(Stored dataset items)
** Start **

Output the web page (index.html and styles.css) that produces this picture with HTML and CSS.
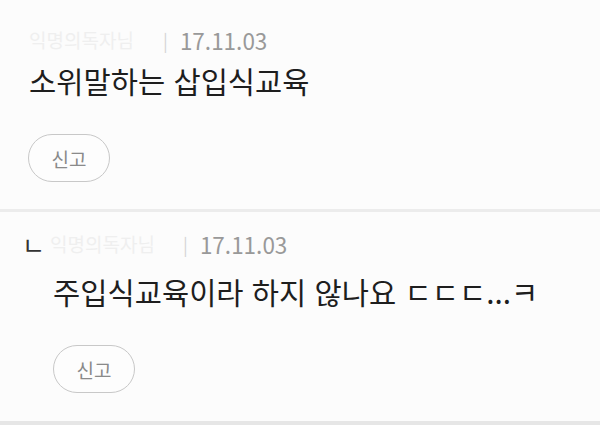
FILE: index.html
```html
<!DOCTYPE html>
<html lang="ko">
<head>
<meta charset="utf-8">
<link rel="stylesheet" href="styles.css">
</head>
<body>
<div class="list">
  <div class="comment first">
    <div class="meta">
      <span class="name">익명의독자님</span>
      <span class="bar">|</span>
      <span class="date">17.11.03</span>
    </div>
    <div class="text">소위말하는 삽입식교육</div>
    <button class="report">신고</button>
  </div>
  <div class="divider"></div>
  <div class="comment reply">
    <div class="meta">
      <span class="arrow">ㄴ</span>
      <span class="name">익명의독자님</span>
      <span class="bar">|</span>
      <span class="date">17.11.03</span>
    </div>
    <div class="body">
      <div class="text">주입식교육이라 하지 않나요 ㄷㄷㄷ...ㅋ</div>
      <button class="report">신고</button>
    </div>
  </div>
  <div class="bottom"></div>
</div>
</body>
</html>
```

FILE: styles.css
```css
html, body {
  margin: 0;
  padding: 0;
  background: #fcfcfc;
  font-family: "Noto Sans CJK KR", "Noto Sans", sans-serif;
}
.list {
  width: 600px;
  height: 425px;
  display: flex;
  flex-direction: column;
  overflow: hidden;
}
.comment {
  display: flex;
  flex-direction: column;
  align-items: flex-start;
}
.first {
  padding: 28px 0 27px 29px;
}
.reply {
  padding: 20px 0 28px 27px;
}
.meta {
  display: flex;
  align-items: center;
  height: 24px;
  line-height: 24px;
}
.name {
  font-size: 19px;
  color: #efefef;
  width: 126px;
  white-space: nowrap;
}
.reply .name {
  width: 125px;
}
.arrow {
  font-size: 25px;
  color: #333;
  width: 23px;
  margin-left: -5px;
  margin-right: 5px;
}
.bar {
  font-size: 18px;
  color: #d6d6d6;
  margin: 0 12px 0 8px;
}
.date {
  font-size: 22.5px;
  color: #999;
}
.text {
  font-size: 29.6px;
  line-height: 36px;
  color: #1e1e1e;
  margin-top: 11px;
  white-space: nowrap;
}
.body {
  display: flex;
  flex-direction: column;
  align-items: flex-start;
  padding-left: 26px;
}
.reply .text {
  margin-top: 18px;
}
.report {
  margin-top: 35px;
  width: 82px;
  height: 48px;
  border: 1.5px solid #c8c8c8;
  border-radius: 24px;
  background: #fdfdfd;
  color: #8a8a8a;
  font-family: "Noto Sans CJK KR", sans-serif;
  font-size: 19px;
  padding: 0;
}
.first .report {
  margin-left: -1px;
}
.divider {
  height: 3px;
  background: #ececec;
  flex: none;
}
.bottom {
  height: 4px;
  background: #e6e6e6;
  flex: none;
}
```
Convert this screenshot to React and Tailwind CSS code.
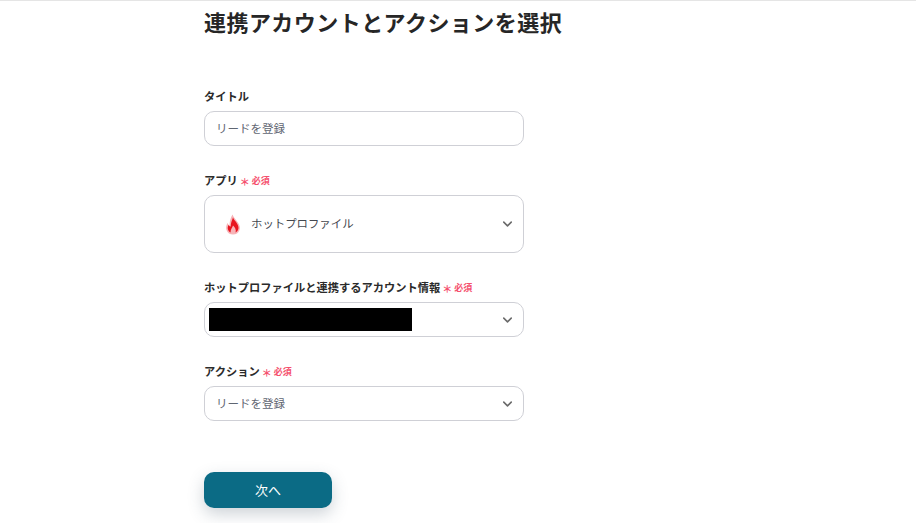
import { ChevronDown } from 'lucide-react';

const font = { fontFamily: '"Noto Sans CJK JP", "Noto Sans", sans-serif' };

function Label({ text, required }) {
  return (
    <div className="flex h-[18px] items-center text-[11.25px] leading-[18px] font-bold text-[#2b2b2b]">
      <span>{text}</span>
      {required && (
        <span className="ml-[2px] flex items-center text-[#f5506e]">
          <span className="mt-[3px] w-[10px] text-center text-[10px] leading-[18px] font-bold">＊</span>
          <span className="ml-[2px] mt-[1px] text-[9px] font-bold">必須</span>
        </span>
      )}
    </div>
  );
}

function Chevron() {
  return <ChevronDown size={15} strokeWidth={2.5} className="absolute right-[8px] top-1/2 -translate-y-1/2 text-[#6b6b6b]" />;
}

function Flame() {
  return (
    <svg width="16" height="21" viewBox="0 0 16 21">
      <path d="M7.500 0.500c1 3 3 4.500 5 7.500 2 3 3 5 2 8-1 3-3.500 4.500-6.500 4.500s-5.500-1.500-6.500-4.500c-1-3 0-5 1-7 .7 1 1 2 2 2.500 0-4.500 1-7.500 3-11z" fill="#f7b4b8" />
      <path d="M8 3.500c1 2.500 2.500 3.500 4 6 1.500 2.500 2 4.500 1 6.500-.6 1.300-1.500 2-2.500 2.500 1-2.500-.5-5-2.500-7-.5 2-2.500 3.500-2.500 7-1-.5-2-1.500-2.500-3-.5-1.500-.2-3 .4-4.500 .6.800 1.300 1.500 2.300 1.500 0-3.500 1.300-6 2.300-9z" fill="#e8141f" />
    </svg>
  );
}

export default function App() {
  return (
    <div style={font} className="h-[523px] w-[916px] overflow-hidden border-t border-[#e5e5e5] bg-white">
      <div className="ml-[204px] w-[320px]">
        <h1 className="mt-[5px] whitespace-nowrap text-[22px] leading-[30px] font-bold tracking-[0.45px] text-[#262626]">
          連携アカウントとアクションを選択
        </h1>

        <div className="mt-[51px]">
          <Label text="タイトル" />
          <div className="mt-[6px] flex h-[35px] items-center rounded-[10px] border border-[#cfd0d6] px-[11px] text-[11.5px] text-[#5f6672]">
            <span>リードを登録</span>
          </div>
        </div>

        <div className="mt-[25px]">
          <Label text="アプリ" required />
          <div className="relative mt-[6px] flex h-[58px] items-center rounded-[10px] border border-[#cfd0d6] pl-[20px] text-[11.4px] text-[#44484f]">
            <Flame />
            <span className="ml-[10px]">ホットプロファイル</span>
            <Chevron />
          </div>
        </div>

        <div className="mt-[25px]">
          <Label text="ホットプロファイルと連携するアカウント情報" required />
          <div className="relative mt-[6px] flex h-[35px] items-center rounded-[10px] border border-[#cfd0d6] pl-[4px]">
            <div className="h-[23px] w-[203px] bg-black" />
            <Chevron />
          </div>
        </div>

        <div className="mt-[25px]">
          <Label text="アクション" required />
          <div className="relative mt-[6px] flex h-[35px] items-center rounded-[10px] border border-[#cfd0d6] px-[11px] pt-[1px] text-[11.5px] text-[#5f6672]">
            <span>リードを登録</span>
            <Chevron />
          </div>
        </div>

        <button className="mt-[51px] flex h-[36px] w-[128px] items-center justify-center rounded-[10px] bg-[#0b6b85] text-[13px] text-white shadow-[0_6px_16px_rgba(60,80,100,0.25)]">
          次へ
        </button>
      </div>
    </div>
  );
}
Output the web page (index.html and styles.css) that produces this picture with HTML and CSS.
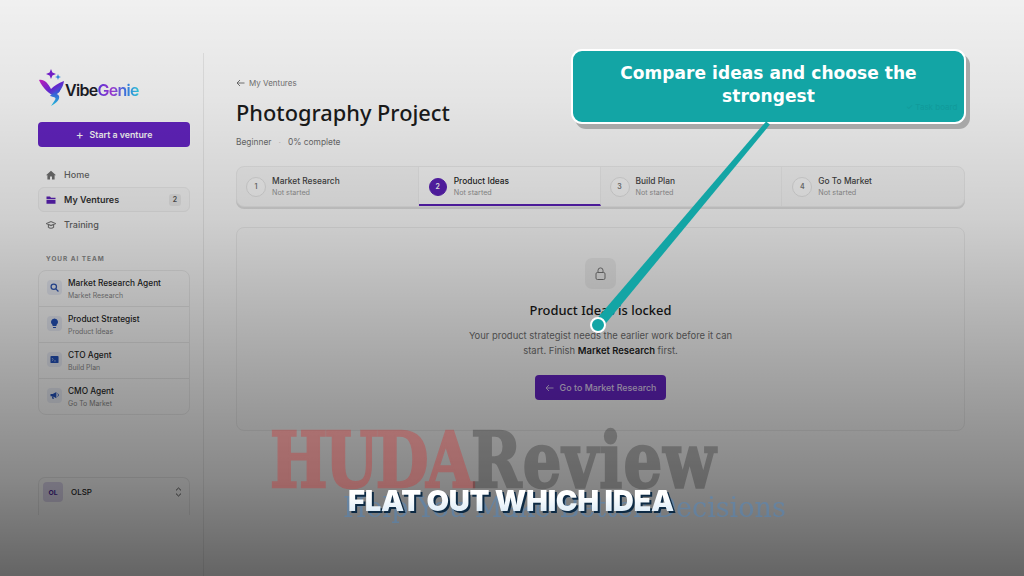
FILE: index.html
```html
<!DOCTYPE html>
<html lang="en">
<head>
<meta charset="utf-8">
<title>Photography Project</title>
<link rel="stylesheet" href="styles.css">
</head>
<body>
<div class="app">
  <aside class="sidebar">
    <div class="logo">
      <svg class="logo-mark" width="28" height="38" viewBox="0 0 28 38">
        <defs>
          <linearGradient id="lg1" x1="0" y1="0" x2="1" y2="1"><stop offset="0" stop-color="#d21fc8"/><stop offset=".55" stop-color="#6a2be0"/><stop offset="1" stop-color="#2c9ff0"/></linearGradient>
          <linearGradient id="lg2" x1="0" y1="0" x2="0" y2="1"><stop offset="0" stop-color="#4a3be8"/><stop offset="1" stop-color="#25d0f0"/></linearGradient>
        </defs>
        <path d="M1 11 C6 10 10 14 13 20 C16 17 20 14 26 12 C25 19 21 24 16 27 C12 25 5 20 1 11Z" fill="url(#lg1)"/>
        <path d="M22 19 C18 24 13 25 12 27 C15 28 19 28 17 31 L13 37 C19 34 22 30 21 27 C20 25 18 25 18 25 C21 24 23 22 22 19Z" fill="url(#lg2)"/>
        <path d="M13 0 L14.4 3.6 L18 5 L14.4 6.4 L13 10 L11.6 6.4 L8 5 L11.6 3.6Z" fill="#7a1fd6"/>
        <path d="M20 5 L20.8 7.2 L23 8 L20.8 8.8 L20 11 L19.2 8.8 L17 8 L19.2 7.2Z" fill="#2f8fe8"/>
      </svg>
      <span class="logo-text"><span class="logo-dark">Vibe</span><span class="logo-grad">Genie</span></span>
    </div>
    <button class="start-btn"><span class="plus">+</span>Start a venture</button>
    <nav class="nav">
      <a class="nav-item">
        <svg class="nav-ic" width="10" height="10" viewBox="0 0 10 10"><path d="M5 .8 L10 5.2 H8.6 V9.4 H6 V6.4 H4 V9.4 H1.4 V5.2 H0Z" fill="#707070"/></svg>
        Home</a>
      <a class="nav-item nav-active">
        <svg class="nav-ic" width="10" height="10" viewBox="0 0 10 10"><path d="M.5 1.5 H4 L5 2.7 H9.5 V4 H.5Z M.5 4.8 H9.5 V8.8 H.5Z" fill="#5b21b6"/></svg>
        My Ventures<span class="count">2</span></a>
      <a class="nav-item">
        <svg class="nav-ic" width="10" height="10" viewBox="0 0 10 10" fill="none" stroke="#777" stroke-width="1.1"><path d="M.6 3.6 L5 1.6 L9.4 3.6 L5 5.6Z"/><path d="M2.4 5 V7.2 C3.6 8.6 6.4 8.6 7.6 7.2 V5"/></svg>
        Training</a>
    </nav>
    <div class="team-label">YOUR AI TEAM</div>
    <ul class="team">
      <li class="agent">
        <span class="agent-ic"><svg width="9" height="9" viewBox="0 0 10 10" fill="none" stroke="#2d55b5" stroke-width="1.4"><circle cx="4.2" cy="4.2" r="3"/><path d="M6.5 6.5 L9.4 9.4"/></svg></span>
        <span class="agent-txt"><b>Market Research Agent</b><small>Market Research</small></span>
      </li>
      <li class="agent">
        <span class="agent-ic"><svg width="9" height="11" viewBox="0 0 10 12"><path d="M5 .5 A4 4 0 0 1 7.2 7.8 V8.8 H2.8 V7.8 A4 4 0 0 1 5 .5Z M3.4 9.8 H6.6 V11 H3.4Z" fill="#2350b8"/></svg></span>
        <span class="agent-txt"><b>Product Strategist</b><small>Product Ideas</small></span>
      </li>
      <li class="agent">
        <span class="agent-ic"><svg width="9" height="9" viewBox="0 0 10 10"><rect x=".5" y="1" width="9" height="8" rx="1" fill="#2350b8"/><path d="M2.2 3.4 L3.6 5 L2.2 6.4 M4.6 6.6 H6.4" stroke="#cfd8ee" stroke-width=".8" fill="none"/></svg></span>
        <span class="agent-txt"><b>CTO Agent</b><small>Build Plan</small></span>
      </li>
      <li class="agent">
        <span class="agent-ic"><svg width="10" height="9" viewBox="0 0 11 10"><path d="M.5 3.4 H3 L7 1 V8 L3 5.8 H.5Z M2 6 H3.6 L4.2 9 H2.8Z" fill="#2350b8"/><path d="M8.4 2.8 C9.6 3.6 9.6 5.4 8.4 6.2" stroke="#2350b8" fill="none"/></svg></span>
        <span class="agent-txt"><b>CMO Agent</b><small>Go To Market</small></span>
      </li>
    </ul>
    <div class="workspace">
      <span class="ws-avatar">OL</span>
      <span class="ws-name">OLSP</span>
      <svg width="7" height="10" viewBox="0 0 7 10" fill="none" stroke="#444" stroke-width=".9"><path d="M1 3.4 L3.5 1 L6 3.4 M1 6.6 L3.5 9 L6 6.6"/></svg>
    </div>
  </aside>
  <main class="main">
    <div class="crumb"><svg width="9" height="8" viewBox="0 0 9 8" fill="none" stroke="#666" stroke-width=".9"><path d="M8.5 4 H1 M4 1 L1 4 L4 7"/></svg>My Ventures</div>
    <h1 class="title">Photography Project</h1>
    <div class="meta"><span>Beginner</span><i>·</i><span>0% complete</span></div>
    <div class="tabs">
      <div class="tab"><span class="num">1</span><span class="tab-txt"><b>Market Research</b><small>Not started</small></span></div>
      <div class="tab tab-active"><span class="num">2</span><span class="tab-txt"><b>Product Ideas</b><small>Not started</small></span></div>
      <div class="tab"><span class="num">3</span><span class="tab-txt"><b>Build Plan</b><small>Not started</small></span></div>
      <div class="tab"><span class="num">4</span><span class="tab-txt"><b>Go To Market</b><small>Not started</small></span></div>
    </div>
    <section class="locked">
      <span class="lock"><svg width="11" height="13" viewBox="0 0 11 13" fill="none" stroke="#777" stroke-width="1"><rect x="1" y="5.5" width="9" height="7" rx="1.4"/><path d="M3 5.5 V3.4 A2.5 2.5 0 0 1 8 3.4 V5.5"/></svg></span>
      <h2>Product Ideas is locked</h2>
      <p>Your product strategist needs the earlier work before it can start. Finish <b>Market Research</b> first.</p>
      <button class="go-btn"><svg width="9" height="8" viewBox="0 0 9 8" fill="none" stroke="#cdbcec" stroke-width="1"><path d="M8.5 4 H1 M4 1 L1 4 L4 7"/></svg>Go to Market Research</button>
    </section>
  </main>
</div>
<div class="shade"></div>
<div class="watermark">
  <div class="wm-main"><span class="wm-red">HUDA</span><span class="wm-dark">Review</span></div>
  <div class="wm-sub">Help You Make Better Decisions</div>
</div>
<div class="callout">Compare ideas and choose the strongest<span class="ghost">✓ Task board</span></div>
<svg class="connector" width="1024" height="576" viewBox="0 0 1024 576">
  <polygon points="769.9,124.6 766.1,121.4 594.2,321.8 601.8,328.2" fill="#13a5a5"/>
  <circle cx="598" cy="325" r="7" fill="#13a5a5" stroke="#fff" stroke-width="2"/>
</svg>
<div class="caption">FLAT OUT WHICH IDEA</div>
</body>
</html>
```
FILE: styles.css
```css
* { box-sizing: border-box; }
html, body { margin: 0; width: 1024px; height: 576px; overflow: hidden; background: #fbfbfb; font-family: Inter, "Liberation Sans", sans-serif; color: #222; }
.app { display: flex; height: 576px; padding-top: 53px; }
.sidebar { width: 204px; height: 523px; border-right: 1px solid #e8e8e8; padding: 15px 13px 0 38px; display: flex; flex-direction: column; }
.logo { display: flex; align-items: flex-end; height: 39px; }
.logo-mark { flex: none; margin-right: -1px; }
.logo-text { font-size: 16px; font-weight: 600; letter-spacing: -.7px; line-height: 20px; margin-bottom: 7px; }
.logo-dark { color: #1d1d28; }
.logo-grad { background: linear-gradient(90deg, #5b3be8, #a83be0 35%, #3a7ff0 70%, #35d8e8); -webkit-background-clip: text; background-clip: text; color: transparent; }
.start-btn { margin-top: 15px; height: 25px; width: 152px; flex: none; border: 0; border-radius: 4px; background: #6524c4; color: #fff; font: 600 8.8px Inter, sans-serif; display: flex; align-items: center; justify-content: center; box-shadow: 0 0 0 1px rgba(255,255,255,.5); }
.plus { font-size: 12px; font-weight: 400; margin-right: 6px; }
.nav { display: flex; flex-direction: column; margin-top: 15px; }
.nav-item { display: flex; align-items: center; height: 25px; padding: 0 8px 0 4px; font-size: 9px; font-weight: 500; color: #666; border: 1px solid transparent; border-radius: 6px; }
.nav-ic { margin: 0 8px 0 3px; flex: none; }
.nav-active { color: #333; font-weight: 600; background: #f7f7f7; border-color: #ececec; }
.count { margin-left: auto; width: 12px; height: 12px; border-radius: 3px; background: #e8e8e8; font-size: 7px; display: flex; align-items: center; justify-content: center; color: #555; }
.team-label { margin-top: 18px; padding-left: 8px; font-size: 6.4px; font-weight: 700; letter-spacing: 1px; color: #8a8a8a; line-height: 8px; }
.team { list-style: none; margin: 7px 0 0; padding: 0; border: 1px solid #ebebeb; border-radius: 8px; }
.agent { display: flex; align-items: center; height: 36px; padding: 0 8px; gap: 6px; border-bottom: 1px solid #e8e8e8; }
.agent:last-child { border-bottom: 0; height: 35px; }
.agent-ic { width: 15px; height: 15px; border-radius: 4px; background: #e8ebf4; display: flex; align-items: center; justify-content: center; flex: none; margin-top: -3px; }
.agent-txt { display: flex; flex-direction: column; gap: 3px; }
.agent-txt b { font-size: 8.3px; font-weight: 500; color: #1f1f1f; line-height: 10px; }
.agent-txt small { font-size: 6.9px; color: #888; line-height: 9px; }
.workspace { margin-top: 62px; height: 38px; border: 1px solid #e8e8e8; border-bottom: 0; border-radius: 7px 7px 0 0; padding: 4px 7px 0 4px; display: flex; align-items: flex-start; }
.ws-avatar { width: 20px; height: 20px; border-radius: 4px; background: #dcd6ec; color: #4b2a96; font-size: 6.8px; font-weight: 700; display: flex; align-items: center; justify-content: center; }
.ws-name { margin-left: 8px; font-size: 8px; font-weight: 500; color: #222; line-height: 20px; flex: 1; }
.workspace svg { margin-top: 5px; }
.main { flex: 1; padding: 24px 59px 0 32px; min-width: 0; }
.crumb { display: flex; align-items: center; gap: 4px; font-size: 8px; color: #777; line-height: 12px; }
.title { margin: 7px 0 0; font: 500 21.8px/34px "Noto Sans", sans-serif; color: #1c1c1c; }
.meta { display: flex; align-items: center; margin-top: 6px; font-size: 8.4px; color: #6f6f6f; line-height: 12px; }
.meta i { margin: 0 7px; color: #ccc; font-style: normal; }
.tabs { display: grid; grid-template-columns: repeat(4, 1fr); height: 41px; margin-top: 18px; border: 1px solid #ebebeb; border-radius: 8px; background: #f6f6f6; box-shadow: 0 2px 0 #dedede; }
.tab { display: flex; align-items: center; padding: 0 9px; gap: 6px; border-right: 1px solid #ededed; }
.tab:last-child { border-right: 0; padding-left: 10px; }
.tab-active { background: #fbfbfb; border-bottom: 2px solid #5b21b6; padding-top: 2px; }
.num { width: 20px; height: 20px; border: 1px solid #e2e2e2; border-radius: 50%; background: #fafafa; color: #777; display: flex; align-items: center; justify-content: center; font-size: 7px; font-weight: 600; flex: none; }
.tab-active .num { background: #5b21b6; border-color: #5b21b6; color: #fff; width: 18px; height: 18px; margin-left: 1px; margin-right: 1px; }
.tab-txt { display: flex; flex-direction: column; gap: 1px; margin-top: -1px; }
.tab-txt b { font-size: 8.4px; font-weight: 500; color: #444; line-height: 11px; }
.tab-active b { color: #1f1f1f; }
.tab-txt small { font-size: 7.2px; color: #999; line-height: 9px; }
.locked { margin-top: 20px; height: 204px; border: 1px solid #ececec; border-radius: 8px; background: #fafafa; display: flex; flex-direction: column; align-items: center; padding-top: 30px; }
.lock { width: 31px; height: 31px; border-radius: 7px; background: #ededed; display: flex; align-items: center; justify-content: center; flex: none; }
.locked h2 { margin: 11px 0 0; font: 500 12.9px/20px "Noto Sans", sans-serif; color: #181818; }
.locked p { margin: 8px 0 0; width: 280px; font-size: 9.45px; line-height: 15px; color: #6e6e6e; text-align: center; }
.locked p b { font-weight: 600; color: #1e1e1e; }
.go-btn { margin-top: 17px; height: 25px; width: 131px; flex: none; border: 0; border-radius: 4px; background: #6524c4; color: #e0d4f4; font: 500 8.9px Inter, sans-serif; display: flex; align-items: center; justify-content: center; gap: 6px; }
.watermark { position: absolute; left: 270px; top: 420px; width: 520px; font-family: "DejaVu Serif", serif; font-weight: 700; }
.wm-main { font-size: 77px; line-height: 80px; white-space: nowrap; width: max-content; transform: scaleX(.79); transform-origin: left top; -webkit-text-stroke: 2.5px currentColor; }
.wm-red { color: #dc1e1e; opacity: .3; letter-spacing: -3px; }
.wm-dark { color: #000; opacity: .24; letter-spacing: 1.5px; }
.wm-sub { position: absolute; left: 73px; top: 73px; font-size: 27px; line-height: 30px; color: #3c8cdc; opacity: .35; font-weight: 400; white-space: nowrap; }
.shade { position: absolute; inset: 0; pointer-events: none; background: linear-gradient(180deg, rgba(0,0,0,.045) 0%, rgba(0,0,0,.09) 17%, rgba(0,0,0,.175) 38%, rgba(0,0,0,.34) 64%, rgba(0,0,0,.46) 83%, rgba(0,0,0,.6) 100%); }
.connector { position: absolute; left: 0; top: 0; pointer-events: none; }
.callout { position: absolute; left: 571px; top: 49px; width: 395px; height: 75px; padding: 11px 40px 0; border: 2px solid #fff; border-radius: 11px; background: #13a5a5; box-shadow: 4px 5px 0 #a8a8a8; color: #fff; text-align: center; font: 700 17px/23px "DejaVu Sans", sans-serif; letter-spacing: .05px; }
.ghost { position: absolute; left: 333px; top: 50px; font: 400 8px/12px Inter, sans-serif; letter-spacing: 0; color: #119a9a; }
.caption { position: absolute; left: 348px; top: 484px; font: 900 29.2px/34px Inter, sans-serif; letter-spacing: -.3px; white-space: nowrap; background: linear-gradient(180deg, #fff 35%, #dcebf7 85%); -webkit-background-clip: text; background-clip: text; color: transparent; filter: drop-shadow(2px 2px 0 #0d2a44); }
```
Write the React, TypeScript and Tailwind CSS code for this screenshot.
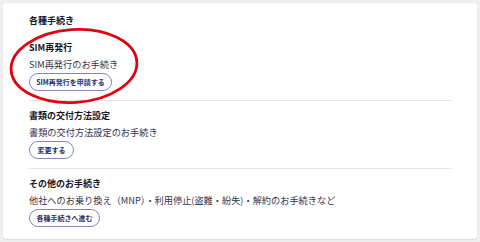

** End **

STATED TASK: Collect, from the material above, every line containing the word "this".

ANSWER TO THE TASK:
Output the web page (index.html and styles.css) that produces this picture with HTML and CSS.
Convert this screenshot to React and Tailwind CSS code.
Output the web page (index.html and styles.css) that produces this picture with HTML and CSS.
Write the React, TypeScript and Tailwind CSS code for this screenshot.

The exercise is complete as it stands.